Эта критика стремилась прежде всего установить полную духовную независимость и свободу человека, и такое стремление не раз и не два принимало уродливую форму. Для одного «полная духовная свобода и независимость» означала: «наплевать мне на все»; для другого — «хочу быть прохвостом и мерзавцем и буду им в веселии духа своем»; для третьего поставить себе такой вопрос значило поставить на карту все свое земное благополучие.
Оттого-то ярко выступают на сцену преобладающие две черты эпохи — ее разнузданность и тоскливость.
Но очевидно, что эта тоскливость ничего не имела, да и не могла иметь общего ни с удовлетворенностью действительностью, ни тем менее с преклонением перед ней. Эта удовлетворенность и это преклонение — совсем из другой оперы, оперы ликовавших и праздно болтавших.
Однако и на «действительность» постепенно вырабатывалась особенная точка зрения. Дело в том, что в заветах отцов и дедов ей отводилось совсем, совсем скромное место: ее третировали очень и очень презрительно, смотрели на нее свысока, водили в затрапезном платье и уверяли, что отделаться от нее так же легко, как сбросить сапог с ноги. Стоит лишь искренне хотеть, глубоко и самоотверженно верить, — все же остальное приложится само собой. Действительность — это мерзость запустения, и все, даже на воде вилами писанное, лучше ее.

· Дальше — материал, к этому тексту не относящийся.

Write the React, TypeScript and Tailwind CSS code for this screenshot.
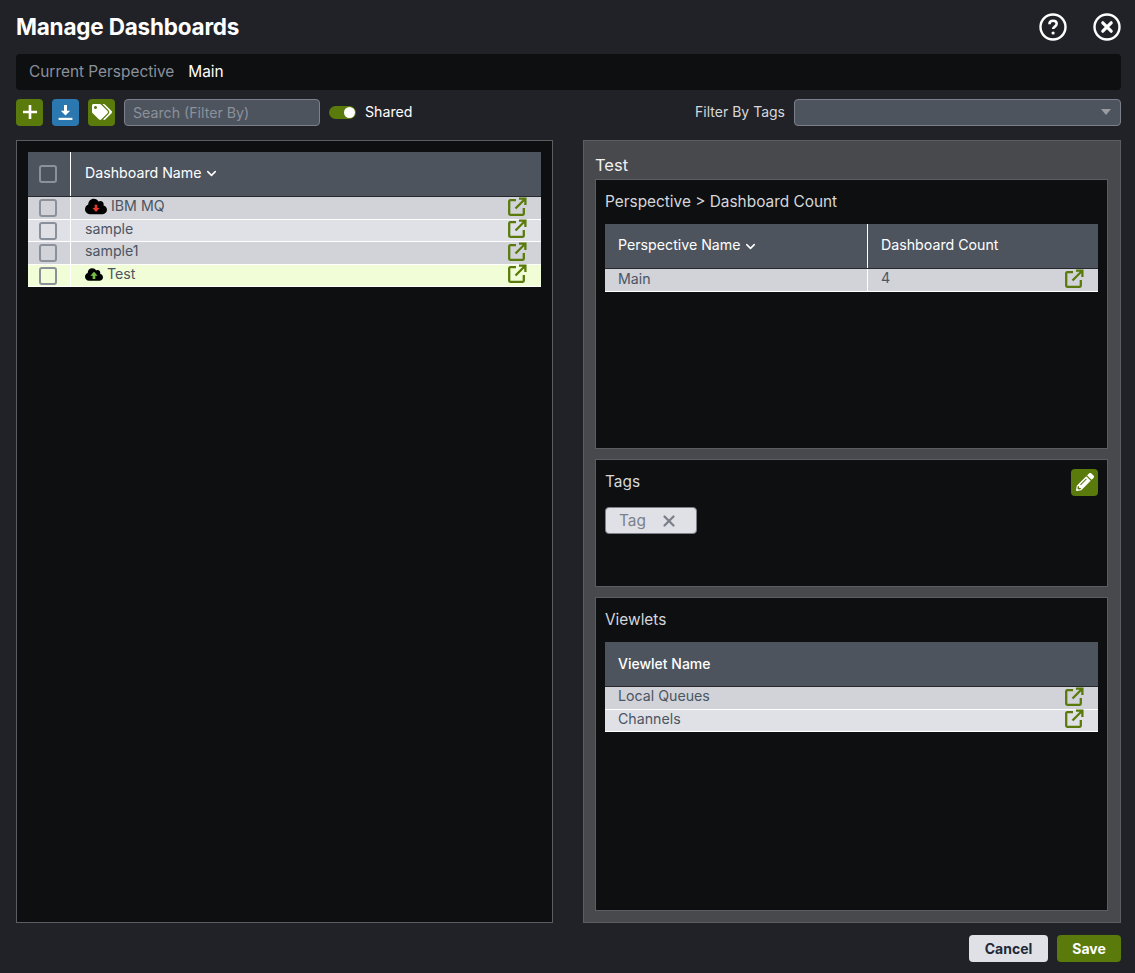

Чтобы, так сказать, уязвить действительность, в пику ей зачастую приводилось известное двустишие Пушкина:
Тьмы низких истин нам дороже Нас возвышающий обман.38
Г-н Михайловский очень, по-видимому, любит эти стихи и даже теперь нет-нет да и припоминает их, кому в похвалу, кому в посрамление. И не спорю — стихи хорошие, так как всегда и во всем хорошо то, что возвышает человека, и скверно все, что принижает или унижает его. Но в зависимости от точки зрения, это в то же время и опасные стихи, так как, понимая их буквально, мы немедленно наталкиваемся на вопрос: в какой именно дозе допустим возвышающий обман и сколько обманов может иметь человек в своем обиходе? Один, сто, тьму? Следует другой вопрос: в какой мере пользоваться этим обманом и где доподлинная граница его применения? Если, напр<имер>, позволительно думать, что все люди любят меня и желают мне счастья, то позволительно ли держаться той же точки зрения, когда равнодушно проходят мимо твоих умирающих детей, когда насилуют твою жену или при чем-нибудь подобном? Еще вопрос: не действительно ли страшная трагедия, когда человек, живший возвышающим обманом, каким-нибудь образом вдруг да поймет, что это он точно жил обманом, в котором столько же истины, сколько воды в камне?..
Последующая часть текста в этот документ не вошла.